**What is expected**: Copy each line of the data below exactly, leaving out pictures.
-- -- --
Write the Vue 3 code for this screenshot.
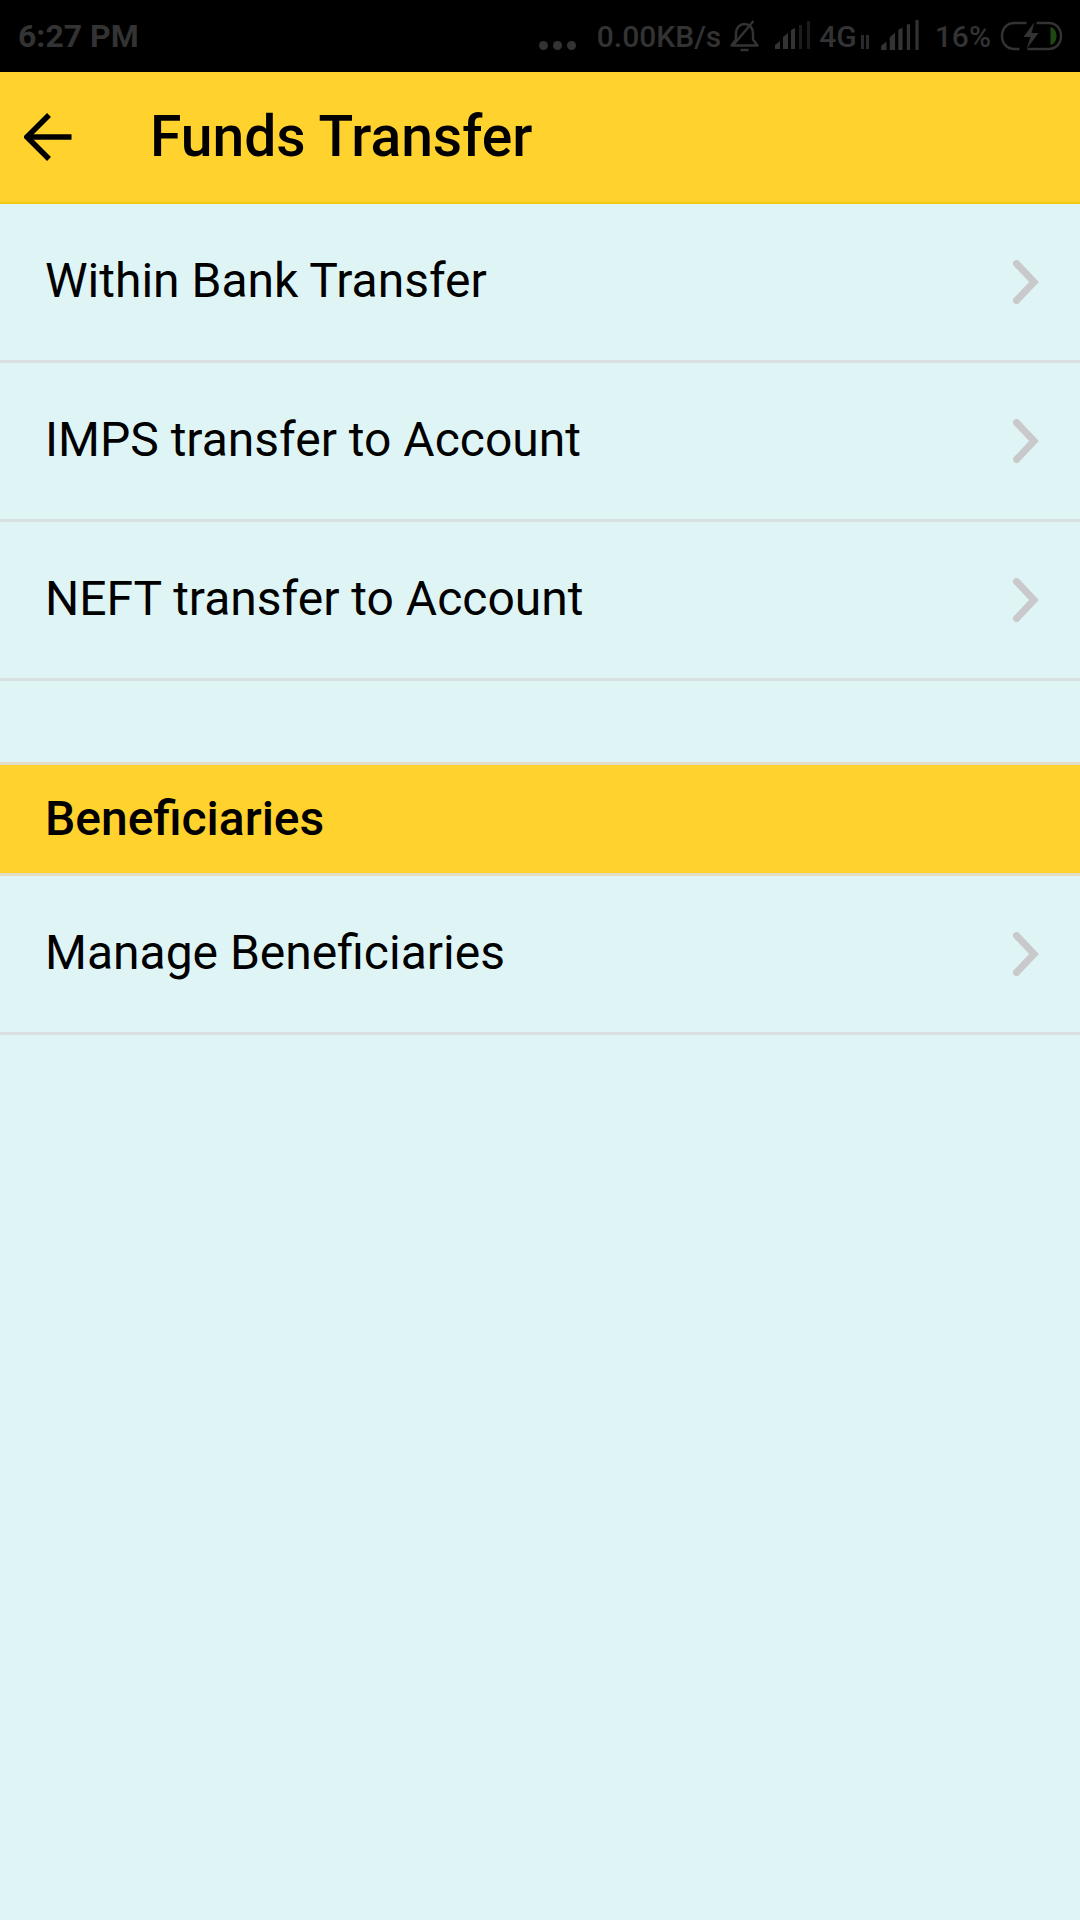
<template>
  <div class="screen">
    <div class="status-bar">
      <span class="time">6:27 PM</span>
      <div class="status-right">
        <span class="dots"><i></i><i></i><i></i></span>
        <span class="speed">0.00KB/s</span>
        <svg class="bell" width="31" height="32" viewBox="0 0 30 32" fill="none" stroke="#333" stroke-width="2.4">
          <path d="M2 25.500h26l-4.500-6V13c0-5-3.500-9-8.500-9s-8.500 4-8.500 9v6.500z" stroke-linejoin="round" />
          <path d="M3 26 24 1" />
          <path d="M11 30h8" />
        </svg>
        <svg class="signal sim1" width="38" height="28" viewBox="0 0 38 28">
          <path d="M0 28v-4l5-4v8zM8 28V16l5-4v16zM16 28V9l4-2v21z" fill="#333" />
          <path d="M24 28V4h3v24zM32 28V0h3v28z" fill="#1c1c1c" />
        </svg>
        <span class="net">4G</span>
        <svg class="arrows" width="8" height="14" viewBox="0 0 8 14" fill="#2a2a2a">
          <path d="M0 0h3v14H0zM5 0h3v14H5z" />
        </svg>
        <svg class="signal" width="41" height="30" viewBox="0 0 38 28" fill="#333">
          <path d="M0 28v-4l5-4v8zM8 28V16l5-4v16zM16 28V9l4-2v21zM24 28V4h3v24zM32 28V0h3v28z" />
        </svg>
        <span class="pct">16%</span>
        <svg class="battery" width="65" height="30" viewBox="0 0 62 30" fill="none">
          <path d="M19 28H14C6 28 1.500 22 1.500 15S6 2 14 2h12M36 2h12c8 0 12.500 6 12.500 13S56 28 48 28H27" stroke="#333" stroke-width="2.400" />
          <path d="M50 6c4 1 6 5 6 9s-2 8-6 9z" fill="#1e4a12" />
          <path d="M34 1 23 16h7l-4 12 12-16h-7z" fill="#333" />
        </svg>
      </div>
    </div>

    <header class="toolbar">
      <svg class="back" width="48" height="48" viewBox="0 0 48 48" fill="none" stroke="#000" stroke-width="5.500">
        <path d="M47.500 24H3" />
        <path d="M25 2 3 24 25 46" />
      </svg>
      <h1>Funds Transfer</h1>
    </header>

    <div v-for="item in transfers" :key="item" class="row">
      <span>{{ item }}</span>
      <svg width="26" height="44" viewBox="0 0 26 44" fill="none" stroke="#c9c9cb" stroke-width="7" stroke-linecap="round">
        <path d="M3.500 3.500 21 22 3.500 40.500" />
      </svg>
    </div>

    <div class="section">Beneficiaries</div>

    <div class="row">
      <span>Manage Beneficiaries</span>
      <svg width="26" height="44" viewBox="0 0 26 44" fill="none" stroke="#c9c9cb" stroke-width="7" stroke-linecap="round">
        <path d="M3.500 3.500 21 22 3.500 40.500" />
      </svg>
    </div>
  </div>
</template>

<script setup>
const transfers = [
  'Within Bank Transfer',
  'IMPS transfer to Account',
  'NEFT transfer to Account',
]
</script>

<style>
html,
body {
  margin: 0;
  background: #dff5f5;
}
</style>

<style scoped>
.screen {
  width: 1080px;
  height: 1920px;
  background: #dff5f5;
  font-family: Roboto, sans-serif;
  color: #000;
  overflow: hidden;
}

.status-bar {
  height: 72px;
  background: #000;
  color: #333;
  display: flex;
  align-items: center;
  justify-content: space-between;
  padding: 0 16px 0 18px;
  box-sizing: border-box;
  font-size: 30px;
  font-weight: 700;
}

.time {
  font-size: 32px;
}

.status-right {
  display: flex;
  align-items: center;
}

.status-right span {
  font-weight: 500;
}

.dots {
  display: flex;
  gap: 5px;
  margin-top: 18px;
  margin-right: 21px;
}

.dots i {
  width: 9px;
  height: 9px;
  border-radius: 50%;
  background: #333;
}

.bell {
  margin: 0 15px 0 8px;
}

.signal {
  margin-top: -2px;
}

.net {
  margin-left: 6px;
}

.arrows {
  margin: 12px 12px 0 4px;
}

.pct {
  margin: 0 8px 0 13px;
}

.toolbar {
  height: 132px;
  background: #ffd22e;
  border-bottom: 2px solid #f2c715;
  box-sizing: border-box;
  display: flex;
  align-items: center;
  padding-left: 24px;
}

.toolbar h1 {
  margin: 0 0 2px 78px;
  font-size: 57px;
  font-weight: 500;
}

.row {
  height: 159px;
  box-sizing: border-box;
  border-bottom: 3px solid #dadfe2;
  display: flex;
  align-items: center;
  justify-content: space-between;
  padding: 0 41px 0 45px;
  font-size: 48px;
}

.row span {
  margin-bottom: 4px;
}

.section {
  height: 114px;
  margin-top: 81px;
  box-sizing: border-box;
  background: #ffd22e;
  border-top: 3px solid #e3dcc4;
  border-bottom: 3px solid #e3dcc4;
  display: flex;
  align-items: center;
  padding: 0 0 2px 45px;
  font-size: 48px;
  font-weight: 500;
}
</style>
-- -- --
**Completed task**:
Write the Vue 3 code for this screenshot.
<template>
  <div class="screen">
    <div class="status-bar">
      <span class="time">6:27 PM</span>
      <div class="status-right">
        <span class="dots"><i></i><i></i><i></i></span>
        <span class="speed">0.00KB/s</span>
        <svg class="bell" width="31" height="32" viewBox="0 0 30 32" fill="none" stroke="#333" stroke-width="2.4">
          <path d="M2 25.500h26l-4.500-6V13c0-5-3.500-9-8.500-9s-8.500 4-8.500 9v6.500z" stroke-linejoin="round" />
          <path d="M3 26 24 1" />
          <path d="M11 30h8" />
        </svg>
        <svg class="signal sim1" width="38" height="28" viewBox="0 0 38 28">
          <path d="M0 28v-4l5-4v8zM8 28V16l5-4v16zM16 28V9l4-2v21z" fill="#333" />
          <path d="M24 28V4h3v24zM32 28V0h3v28z" fill="#1c1c1c" />
        </svg>
        <span class="net">4G</span>
        <svg class="arrows" width="8" height="14" viewBox="0 0 8 14" fill="#2a2a2a">
          <path d="M0 0h3v14H0zM5 0h3v14H5z" />
        </svg>
        <svg class="signal" width="41" height="30" viewBox="0 0 38 28" fill="#333">
          <path d="M0 28v-4l5-4v8zM8 28V16l5-4v16zM16 28V9l4-2v21zM24 28V4h3v24zM32 28V0h3v28z" />
        </svg>
        <span class="pct">16%</span>
        <svg class="battery" width="65" height="30" viewBox="0 0 62 30" fill="none">
          <path d="M19 28H14C6 28 1.500 22 1.500 15S6 2 14 2h12M36 2h12c8 0 12.500 6 12.500 13S56 28 48 28H27" stroke="#333" stroke-width="2.400" />
          <path d="M50 6c4 1 6 5 6 9s-2 8-6 9z" fill="#1e4a12" />
          <path d="M34 1 23 16h7l-4 12 12-16h-7z" fill="#333" />
        </svg>
      </div>
    </div>

    <header class="toolbar">
      <svg class="back" width="48" height="48" viewBox="0 0 48 48" fill="none" stroke="#000" stroke-width="5.500">
        <path d="M47.500 24H3" />
        <path d="M25 2 3 24 25 46" />
      </svg>
      <h1>Funds Transfer</h1>
    </header>

    <div v-for="item in transfers" :key="item" class="row">
      <span>{{ item }}</span>
      <svg width="26" height="44" viewBox="0 0 26 44" fill="none" stroke="#c9c9cb" stroke-width="7" stroke-linecap="round">
        <path d="M3.500 3.500 21 22 3.500 40.500" />
      </svg>
    </div>

    <div class="section">Beneficiaries</div>

    <div class="row">
      <span>Manage Beneficiaries</span>
      <svg width="26" height="44" viewBox="0 0 26 44" fill="none" stroke="#c9c9cb" stroke-width="7" stroke-linecap="round">
        <path d="M3.500 3.500 21 22 3.500 40.500" />
      </svg>
    </div>
  </div>
</template>

<script setup>
const transfers = [
  'Within Bank Transfer',
  'IMPS transfer to Account',
  'NEFT transfer to Account',
]
</script>

<style>
html,
body {
  margin: 0;
  background: #dff5f5;
}
</style>

<style scoped>
.screen {
  width: 1080px;
  height: 1920px;
  background: #dff5f5;
  font-family: Roboto, sans-serif;
  color: #000;
  overflow: hidden;
}

.status-bar {
  height: 72px;
  background: #000;
  color: #333;
  display: flex;
  align-items: center;
  justify-content: space-between;
  padding: 0 16px 0 18px;
  box-sizing: border-box;
  font-size: 30px;
  font-weight: 700;
}

.time {
  font-size: 32px;
}

.status-right {
  display: flex;
  align-items: center;
}

.status-right span {
  font-weight: 500;
}

.dots {
  display: flex;
  gap: 5px;
  margin-top: 18px;
  margin-right: 21px;
}

.dots i {
  width: 9px;
  height: 9px;
  border-radius: 50%;
  background: #333;
}

.bell {
  margin: 0 15px 0 8px;
}

.signal {
  margin-top: -2px;
}

.net {
  margin-left: 6px;
}

.arrows {
  margin: 12px 12px 0 4px;
}

.pct {
  margin: 0 8px 0 13px;
}

.toolbar {
  height: 132px;
  background: #ffd22e;
  border-bottom: 2px solid #f2c715;
  box-sizing: border-box;
  display: flex;
  align-items: center;
  padding-left: 24px;
}

.toolbar h1 {
  margin: 0 0 2px 78px;
  font-size: 57px;
  font-weight: 500;
}

.row {
  height: 159px;
  box-sizing: border-box;
  border-bottom: 3px solid #dadfe2;
  display: flex;
  align-items: center;
  justify-content: space-between;
  padding: 0 41px 0 45px;
  font-size: 48px;
}

.row span {
  margin-bottom: 4px;
}

.section {
  height: 114px;
  margin-top: 81px;
  box-sizing: border-box;
  background: #ffd22e;
  border-top: 3px solid #e3dcc4;
  border-bottom: 3px solid #e3dcc4;
  display: flex;
  align-items: center;
  padding: 0 0 2px 45px;
  font-size: 48px;
  font-weight: 500;
}
</style>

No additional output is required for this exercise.